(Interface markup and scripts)
□ □ □ □

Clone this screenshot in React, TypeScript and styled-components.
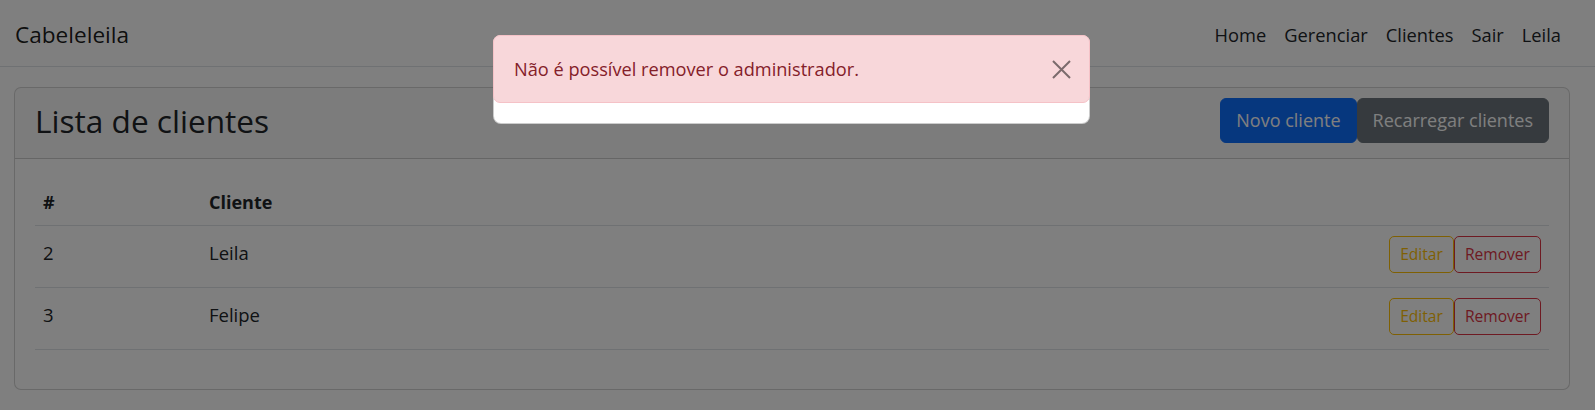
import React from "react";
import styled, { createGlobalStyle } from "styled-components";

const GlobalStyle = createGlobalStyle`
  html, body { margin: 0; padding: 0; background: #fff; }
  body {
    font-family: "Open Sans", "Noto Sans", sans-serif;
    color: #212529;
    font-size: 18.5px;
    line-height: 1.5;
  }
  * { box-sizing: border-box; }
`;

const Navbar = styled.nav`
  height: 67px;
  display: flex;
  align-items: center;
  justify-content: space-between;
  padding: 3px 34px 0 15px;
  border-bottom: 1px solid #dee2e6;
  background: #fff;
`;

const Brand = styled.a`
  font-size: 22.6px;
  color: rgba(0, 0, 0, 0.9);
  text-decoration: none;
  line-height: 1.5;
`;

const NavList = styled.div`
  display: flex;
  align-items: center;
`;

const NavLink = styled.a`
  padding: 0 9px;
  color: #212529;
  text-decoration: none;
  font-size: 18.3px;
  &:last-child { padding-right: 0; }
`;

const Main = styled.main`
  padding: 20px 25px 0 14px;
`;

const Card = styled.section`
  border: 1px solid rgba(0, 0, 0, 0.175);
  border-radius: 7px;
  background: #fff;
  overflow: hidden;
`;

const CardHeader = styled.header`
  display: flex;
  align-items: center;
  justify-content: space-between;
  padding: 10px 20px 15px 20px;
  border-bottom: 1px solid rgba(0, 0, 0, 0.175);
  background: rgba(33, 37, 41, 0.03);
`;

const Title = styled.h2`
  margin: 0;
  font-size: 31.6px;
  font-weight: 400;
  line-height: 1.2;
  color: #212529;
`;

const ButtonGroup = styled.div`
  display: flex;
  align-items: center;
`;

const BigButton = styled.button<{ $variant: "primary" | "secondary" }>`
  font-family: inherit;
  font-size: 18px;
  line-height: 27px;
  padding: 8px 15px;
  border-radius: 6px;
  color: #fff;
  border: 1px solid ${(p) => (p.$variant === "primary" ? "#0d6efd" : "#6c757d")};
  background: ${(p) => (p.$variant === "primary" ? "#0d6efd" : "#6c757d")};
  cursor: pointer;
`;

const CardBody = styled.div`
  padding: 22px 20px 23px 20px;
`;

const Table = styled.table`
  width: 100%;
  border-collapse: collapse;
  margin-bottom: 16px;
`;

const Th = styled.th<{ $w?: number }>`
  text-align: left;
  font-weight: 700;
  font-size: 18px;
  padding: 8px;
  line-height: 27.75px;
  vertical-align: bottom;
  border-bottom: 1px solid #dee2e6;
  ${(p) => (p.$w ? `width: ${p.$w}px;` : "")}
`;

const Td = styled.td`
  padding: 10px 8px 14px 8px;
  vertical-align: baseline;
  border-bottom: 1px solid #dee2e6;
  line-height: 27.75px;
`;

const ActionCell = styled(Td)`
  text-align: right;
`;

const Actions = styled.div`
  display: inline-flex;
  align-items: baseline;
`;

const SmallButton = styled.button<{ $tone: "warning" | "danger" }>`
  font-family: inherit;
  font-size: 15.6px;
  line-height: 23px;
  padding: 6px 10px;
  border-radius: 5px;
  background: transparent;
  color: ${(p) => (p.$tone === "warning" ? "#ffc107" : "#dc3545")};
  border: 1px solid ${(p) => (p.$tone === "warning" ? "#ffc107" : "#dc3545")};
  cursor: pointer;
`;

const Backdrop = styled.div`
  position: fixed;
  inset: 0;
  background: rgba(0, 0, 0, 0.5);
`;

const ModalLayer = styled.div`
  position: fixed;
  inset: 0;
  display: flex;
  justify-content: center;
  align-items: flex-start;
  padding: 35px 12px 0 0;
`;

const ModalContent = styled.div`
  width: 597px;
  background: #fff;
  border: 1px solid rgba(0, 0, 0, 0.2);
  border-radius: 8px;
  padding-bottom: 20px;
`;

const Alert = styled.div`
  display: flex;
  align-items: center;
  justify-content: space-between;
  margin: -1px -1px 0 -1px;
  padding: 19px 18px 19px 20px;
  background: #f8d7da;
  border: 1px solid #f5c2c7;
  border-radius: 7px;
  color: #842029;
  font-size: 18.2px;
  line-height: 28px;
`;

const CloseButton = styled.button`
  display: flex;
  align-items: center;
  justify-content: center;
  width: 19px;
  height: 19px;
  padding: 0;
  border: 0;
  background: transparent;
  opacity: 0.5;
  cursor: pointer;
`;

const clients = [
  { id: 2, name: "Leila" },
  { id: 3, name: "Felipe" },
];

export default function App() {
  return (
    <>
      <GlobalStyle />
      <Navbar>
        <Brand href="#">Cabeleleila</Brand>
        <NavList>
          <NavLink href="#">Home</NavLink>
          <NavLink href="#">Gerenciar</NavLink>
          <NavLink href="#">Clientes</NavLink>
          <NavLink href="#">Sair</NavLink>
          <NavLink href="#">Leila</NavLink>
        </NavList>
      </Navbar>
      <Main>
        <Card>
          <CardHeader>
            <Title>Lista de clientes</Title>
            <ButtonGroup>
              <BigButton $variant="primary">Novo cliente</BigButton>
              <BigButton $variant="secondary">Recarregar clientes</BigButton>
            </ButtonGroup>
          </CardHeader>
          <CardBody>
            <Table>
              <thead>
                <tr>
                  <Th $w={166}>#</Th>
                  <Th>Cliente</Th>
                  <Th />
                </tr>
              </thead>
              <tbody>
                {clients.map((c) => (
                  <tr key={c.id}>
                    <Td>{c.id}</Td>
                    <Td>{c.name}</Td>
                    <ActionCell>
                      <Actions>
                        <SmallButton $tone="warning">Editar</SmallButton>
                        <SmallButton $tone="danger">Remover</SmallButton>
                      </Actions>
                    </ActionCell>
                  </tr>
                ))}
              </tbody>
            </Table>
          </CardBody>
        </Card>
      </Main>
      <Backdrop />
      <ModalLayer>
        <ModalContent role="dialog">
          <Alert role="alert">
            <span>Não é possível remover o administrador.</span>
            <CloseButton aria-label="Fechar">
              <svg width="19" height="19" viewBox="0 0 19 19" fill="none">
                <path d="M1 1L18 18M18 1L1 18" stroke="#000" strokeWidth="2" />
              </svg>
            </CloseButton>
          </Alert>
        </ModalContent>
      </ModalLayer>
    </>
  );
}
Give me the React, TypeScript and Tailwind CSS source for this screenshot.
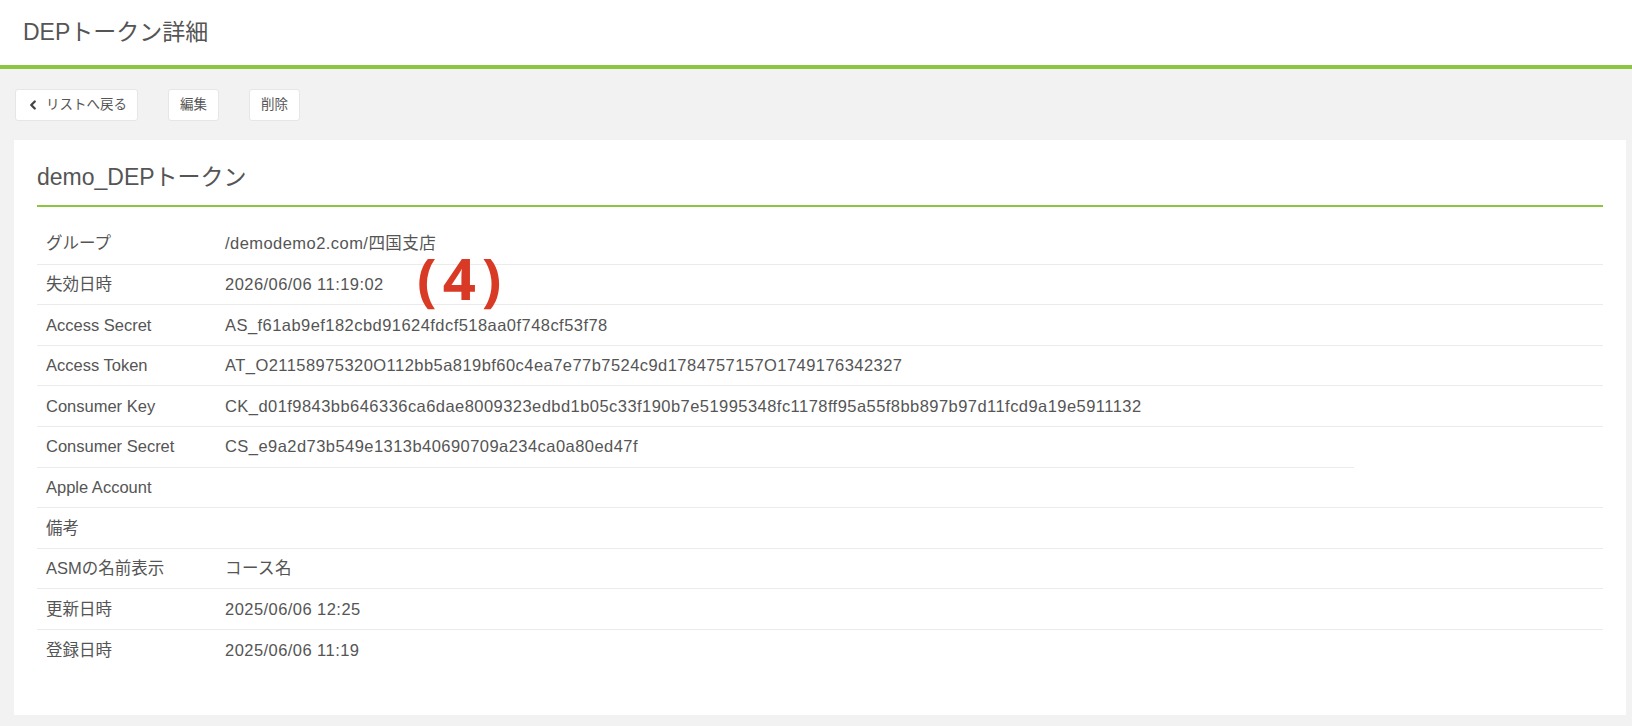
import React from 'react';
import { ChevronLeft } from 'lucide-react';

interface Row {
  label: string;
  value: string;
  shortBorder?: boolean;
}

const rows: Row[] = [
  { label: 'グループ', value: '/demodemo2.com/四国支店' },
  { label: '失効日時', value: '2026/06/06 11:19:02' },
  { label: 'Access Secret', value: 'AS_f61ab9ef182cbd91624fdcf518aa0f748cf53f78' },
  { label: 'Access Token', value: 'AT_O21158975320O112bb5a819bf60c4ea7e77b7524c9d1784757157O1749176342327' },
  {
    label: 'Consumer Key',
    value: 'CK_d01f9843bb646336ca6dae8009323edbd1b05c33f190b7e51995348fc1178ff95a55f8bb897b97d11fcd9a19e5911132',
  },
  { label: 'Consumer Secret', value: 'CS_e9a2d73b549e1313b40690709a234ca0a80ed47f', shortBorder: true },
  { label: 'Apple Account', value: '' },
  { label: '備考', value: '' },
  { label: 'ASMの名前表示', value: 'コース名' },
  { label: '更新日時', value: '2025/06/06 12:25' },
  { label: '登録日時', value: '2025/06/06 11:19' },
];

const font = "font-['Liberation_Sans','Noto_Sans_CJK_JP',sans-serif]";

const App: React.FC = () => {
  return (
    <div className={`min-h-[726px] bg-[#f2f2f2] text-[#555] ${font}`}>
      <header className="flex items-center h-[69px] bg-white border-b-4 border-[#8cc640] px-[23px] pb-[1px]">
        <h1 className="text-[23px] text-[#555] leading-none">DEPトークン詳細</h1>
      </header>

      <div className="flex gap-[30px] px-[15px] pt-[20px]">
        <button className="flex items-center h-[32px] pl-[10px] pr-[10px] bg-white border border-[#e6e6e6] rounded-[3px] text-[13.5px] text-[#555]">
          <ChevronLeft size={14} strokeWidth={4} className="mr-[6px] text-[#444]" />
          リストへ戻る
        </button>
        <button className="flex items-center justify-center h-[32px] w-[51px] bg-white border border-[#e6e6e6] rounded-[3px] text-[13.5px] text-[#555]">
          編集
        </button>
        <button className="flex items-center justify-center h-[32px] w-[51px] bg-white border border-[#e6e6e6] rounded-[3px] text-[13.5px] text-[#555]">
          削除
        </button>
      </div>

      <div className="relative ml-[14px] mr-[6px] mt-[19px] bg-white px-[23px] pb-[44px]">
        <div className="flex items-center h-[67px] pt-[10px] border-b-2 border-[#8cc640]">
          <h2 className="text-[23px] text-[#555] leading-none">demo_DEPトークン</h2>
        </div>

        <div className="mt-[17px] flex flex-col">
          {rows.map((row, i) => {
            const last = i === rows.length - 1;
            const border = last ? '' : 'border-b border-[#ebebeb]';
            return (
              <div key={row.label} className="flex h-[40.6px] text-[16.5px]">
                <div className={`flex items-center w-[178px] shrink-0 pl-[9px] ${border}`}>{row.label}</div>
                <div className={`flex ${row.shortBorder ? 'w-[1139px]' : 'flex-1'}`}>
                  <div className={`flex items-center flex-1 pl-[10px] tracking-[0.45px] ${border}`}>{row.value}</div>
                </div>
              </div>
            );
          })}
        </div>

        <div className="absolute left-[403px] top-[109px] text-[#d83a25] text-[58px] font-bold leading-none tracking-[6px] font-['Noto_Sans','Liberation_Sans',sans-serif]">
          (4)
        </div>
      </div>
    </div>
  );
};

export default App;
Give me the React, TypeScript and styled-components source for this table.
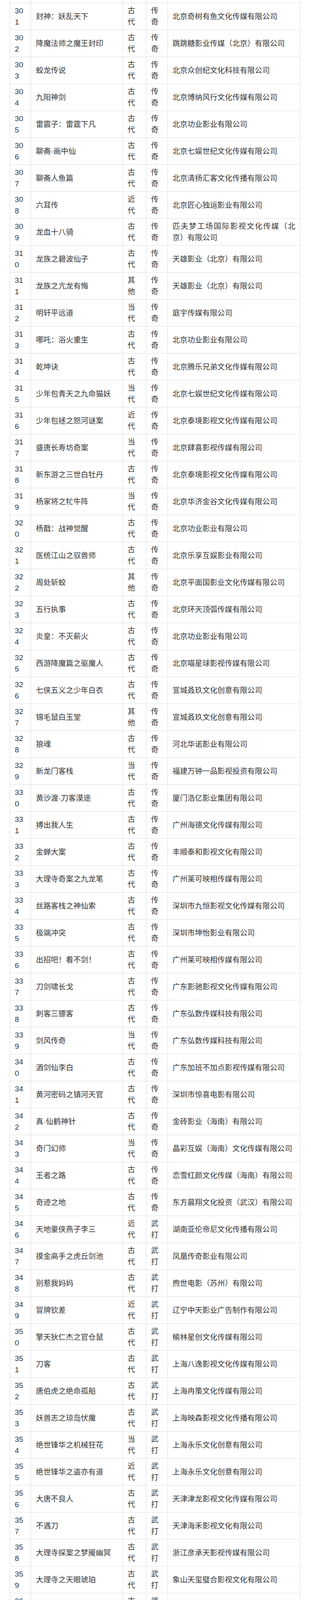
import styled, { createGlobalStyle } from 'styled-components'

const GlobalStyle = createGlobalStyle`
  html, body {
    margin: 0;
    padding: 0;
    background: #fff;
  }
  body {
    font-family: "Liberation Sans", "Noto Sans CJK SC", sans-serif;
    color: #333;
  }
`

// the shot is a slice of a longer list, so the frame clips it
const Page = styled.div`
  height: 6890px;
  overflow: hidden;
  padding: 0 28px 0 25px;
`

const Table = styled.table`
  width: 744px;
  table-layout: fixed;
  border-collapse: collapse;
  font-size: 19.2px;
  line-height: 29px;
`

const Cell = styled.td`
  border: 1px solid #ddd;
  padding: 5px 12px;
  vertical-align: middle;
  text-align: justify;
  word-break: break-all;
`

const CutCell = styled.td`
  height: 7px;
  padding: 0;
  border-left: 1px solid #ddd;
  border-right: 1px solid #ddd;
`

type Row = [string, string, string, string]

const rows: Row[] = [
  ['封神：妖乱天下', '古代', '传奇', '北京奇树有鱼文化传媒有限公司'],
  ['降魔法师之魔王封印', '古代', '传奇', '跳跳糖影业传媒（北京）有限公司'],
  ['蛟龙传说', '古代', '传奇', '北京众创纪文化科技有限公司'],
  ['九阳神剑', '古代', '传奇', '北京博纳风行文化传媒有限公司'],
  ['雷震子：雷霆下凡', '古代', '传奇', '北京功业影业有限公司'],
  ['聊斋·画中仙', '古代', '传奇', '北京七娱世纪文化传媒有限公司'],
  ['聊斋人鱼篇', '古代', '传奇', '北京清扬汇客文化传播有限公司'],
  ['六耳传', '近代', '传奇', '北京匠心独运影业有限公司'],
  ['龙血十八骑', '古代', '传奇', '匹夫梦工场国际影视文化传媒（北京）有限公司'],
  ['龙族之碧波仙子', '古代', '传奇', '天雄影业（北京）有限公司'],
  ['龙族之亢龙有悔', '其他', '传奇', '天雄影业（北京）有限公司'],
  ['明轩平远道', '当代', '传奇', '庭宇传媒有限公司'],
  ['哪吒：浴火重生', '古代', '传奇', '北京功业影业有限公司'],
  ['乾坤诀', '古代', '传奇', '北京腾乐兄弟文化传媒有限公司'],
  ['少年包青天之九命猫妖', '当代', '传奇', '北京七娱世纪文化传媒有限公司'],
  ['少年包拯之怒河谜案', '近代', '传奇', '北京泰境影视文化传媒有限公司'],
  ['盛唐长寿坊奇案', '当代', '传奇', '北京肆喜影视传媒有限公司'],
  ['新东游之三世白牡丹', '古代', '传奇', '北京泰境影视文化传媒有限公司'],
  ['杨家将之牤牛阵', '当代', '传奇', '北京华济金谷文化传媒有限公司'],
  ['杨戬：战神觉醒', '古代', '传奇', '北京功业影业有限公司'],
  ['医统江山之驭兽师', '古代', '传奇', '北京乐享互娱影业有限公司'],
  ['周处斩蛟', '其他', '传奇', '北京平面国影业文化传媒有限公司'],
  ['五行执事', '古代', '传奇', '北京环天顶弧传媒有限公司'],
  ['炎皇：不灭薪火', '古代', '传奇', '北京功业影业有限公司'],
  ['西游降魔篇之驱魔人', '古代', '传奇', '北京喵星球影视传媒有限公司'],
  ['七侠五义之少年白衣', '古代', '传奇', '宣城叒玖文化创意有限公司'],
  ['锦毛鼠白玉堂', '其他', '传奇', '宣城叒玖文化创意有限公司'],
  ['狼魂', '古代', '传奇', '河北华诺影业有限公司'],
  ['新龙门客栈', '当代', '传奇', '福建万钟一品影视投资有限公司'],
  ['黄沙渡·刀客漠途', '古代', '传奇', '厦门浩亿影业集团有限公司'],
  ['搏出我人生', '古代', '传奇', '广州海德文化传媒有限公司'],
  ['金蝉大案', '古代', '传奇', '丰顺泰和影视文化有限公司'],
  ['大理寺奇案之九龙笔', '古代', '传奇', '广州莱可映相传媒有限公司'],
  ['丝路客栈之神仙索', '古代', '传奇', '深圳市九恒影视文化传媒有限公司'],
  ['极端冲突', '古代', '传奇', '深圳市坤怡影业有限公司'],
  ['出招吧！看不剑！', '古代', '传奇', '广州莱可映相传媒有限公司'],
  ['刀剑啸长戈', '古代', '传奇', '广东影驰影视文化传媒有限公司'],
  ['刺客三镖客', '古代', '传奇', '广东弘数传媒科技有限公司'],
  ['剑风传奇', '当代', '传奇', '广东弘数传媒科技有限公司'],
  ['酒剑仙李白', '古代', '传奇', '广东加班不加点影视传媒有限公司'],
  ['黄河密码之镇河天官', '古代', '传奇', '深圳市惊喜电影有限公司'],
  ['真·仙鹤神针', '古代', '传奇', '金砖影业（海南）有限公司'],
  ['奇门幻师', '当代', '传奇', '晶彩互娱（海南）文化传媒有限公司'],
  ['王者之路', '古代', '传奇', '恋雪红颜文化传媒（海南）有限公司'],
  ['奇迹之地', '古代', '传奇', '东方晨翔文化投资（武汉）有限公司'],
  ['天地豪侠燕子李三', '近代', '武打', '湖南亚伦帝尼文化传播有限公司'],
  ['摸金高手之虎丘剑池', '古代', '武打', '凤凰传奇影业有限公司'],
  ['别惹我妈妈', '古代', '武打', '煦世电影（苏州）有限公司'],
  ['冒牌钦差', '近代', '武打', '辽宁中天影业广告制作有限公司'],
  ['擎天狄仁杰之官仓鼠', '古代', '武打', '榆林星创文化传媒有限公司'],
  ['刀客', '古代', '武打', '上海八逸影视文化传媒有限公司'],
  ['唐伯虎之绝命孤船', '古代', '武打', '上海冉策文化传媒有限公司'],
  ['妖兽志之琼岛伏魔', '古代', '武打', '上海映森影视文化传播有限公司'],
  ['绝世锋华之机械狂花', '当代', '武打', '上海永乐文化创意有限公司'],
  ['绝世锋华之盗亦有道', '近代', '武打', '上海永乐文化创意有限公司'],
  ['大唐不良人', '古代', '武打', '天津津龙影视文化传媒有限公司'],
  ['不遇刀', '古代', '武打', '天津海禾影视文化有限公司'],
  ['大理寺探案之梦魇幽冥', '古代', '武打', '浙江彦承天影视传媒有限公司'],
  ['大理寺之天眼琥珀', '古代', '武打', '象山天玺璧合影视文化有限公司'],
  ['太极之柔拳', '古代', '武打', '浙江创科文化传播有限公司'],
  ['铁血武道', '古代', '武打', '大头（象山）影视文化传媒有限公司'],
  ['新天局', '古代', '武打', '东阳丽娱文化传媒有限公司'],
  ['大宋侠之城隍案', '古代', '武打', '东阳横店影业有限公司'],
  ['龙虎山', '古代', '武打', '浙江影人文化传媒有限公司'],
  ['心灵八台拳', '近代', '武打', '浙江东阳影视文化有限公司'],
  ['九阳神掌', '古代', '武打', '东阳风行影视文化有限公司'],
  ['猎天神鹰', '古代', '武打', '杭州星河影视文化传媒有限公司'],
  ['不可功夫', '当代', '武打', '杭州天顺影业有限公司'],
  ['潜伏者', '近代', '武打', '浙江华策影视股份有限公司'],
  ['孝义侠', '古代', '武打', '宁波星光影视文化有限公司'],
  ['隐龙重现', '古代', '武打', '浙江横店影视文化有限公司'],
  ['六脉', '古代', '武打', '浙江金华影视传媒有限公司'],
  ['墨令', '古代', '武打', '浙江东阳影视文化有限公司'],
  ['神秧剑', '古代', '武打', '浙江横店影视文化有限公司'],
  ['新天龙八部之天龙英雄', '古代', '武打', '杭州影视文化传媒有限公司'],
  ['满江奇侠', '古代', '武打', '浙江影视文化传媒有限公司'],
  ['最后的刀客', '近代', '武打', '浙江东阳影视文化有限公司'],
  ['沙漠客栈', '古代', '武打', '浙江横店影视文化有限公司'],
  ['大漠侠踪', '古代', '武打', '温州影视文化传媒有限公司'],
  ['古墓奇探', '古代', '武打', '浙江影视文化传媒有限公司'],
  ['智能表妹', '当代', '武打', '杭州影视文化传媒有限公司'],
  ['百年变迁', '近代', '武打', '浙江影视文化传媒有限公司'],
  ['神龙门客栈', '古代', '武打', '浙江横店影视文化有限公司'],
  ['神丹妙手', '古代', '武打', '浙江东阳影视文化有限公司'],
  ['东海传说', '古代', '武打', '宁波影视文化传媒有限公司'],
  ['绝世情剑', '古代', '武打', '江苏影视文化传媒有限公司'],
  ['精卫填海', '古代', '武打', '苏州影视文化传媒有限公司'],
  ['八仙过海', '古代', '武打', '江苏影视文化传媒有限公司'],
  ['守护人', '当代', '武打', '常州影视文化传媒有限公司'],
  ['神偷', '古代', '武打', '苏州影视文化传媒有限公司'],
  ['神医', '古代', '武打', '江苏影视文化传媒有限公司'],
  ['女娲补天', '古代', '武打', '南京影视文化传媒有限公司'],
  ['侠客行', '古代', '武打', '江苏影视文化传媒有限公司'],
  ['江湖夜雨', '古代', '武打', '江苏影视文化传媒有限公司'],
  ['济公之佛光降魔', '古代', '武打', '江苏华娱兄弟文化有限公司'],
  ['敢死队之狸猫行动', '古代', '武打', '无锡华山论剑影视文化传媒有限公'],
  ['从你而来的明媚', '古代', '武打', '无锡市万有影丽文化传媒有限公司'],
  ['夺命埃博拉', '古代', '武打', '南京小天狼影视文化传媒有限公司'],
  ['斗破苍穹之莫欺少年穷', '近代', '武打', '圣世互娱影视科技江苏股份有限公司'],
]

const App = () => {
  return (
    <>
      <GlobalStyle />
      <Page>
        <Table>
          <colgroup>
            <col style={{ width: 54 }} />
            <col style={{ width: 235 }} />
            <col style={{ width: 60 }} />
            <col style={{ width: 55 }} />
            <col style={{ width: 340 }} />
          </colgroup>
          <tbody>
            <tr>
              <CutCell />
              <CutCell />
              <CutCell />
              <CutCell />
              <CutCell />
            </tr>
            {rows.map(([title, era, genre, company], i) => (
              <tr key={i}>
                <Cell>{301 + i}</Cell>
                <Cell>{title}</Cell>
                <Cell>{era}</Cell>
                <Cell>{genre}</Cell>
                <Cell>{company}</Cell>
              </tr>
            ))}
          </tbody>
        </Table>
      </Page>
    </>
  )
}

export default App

□ □ □ □

WRITTEN EXERCISE → From the records above, copy exactly the stretch from the line holding "Give me the React, TypeScript and styled-components" through the line holding "type Row = [string, string, string, string]", both ends included, without the pictures.

COMPLETED EXERCISE →
Give me the React, TypeScript and styled-components source for this table.
import styled, { createGlobalStyle } from 'styled-components'

const GlobalStyle = createGlobalStyle`
  html, body {
    margin: 0;
    padding: 0;
    background: #fff;
  }
  body {
    font-family: "Liberation Sans", "Noto Sans CJK SC", sans-serif;
    color: #333;
  }
`

// the shot is a slice of a longer list, so the frame clips it
const Page = styled.div`
  height: 6890px;
  overflow: hidden;
  padding: 0 28px 0 25px;
`

const Table = styled.table`
  width: 744px;
  table-layout: fixed;
  border-collapse: collapse;
  font-size: 19.2px;
  line-height: 29px;
`

const Cell = styled.td`
  border: 1px solid #ddd;
  padding: 5px 12px;
  vertical-align: middle;
  text-align: justify;
  word-break: break-all;
`

const CutCell = styled.td`
  height: 7px;
  padding: 0;
  border-left: 1px solid #ddd;
  border-right: 1px solid #ddd;
`

type Row = [string, string, string, string]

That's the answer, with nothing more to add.